Car si le monde s’est transformé, les injustices, elles, n’ont pas disparu.
La célèbre prédiction du film Le Guépard est toujours d’actualité : tout a changé, mais rien n’a changé.
Aujourd’hui, il existe des endroits où l’on exploite comme au XIXe siècle, travail forcé, travail des enfants, et d’autres où l’on exploite de façon plus insidieuse, plus moderne, en faisant croire à l’exploité qu’il est son propre patron.
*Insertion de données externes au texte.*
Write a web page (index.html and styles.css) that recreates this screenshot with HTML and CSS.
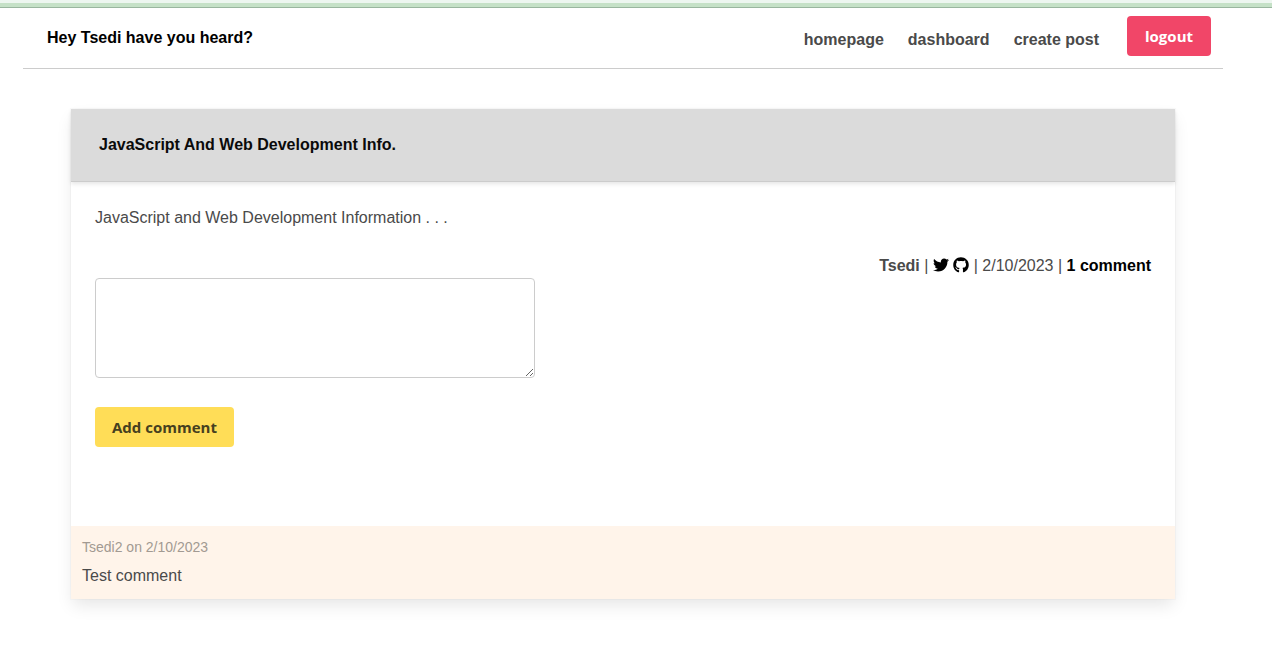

Un bon moyen de rendre impossible toute forme de solidarité.
Dans ce monde nouveau, les massacres aussi existent toujours : viols, démembrements, exécutions sommaires, mais on a inventé d’autres méthodes plus sophistiquées : une Intelligence Artificielle indique les cibles, là où ça fera le plus mal, et les drones se chargent de larguer les bombes. C’est le progrès !
Celles qui n’ont pas changé depuis le XIXe siècle, ce sont les victimes : massacrées, exploitées, colonisées, déplacées, ballottées par les guerres. Dans leur immense majorité, elles n’espéraient que vivre dignement et en paix.
Souvent les dirigeants se hâtent d’effacer les sales périodes de l’histoire, quand ils ne tentent pas carrément de les réécrire. Ils veulent passer à autre chose, laissant les victimes au seul refoulement de leur douleur.
L’association des Amies et Amis de la Commune perpétue la mémoire de la Commune pour l’offrir à tous ceux qui veulent s’en inspirer.
Nous ne sommes ni dans les batailles de mots, ni dans les batailles de chiffres. Nous racontons l’histoire des idées qui l’ont animée, mais surtout celle des gens.
Donner un nom, ne pas oublier, ne pas recouvrir.
La Commune a ses martyrs et ses héros, tombés sur les barricades, fusillés ou déportés, ses penseurs et ses architectes, élus à l’assemblée communale ou dans les arrondissements.
Mais nous n’oublions pas tous les autres, inconnus, qui ont porté l’espoir, chacun à sa tâche, au service de l’idéal communal.
À Paris comme dans les comités de province, nous nous attachons à les nommer, raconter des bribes de leur vie à partir des quelques informations, parfois une photo, puisées dans les archives.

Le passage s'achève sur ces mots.